■ Task goal: Wherever a line below holds the word "this", copy that line.

■ Task data:

** BEGIN **

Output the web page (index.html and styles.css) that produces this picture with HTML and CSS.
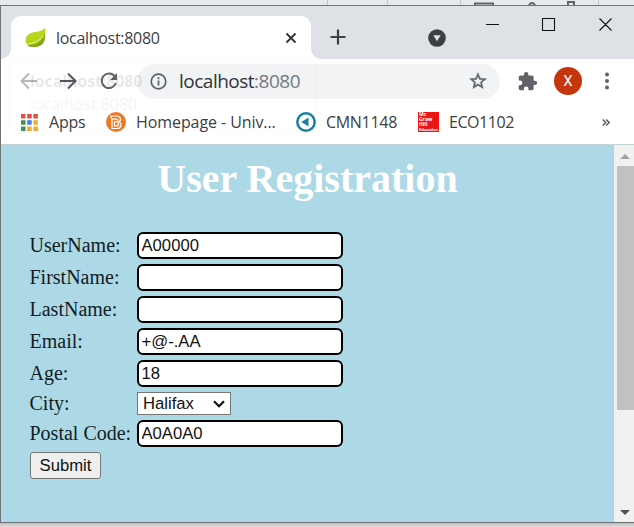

** END **
** BEGIN **

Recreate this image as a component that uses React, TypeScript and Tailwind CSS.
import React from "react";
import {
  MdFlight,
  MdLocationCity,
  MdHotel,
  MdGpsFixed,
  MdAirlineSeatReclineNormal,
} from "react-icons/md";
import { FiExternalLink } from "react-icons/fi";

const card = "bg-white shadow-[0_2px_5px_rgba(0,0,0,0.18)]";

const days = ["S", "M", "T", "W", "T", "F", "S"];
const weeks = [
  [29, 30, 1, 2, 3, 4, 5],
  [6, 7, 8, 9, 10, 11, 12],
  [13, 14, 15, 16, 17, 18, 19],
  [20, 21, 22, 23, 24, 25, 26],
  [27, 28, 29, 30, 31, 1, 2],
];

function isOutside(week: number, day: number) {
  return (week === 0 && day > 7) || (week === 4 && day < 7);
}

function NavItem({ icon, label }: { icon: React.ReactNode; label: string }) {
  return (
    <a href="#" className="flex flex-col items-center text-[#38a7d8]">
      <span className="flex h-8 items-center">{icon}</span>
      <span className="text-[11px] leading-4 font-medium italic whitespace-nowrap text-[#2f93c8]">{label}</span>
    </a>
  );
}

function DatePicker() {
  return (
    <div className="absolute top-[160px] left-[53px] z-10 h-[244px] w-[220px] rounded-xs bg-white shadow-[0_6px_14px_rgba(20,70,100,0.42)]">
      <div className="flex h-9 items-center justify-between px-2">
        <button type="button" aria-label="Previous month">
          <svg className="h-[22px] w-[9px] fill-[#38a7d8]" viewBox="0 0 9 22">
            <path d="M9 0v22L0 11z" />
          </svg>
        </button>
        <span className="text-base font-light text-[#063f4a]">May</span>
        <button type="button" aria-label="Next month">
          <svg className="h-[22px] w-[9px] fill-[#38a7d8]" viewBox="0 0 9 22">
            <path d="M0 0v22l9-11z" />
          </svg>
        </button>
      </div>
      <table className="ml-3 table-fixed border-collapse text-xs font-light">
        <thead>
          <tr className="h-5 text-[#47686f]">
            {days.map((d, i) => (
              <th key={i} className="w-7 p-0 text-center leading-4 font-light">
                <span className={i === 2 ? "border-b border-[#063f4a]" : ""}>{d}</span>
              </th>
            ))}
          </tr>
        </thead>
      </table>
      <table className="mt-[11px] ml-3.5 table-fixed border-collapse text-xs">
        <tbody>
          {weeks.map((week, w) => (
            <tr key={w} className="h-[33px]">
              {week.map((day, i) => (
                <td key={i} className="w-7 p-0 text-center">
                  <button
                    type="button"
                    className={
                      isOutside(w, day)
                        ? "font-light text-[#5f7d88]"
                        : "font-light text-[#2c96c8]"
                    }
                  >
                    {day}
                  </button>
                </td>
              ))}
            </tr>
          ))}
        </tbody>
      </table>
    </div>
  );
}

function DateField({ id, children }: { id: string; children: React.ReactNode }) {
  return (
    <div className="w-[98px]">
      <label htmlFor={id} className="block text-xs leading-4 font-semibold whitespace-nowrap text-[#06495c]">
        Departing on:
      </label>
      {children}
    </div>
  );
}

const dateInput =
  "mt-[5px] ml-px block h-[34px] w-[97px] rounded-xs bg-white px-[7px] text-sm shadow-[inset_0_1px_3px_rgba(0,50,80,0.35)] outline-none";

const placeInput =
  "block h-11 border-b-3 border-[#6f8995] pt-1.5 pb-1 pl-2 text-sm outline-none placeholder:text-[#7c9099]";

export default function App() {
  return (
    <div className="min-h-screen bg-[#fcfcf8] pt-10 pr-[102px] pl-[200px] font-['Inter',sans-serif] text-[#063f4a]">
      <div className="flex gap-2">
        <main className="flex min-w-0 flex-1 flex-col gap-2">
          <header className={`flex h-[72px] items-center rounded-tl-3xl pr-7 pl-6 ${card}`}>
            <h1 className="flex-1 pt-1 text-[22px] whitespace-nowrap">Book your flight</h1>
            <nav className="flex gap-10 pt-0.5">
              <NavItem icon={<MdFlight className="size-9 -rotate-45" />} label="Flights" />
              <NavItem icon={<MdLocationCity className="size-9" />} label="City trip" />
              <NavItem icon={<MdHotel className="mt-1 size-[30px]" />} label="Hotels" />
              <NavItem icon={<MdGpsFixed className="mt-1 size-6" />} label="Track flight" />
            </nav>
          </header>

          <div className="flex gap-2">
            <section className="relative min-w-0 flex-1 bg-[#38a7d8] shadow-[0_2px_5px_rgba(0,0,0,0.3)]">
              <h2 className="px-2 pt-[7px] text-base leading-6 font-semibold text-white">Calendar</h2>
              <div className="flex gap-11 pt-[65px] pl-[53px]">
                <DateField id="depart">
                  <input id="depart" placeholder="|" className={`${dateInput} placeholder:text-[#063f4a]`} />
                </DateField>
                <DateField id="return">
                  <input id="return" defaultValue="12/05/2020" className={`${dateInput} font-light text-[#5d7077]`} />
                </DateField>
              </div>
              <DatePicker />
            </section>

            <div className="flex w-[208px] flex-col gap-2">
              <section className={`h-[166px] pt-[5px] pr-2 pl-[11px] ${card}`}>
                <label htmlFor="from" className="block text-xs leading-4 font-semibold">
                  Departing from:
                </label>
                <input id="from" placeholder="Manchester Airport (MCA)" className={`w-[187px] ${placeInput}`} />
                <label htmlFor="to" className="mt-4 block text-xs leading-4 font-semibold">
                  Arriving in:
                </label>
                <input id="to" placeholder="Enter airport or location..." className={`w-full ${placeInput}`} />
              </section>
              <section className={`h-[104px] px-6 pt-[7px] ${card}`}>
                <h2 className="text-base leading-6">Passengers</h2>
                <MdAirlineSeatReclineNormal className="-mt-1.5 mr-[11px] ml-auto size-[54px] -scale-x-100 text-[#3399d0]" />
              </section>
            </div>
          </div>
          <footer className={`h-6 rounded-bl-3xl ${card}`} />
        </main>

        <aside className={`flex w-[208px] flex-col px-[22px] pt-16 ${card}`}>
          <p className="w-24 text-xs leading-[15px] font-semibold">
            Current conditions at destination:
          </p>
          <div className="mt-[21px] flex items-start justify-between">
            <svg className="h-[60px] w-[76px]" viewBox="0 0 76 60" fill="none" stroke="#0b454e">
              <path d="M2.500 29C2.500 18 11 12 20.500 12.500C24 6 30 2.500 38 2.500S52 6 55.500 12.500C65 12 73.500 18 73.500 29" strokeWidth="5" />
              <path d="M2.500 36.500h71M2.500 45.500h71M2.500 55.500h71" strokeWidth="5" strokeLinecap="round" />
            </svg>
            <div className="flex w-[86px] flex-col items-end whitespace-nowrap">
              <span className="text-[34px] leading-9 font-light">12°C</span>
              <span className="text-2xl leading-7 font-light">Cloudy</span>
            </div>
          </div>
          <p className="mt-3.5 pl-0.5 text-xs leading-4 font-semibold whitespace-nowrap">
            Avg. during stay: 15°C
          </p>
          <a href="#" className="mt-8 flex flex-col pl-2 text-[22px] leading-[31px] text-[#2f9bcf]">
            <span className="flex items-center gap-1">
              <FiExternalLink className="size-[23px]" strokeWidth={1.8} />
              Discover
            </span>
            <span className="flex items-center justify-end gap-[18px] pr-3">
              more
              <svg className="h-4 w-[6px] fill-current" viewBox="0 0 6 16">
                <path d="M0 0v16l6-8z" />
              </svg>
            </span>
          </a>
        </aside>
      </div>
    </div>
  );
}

** END **

■ Task answer:
Output the web page (index.html and styles.css) that produces this picture with HTML and CSS.
Recreate this image as a component that uses React, TypeScript and Tailwind CSS.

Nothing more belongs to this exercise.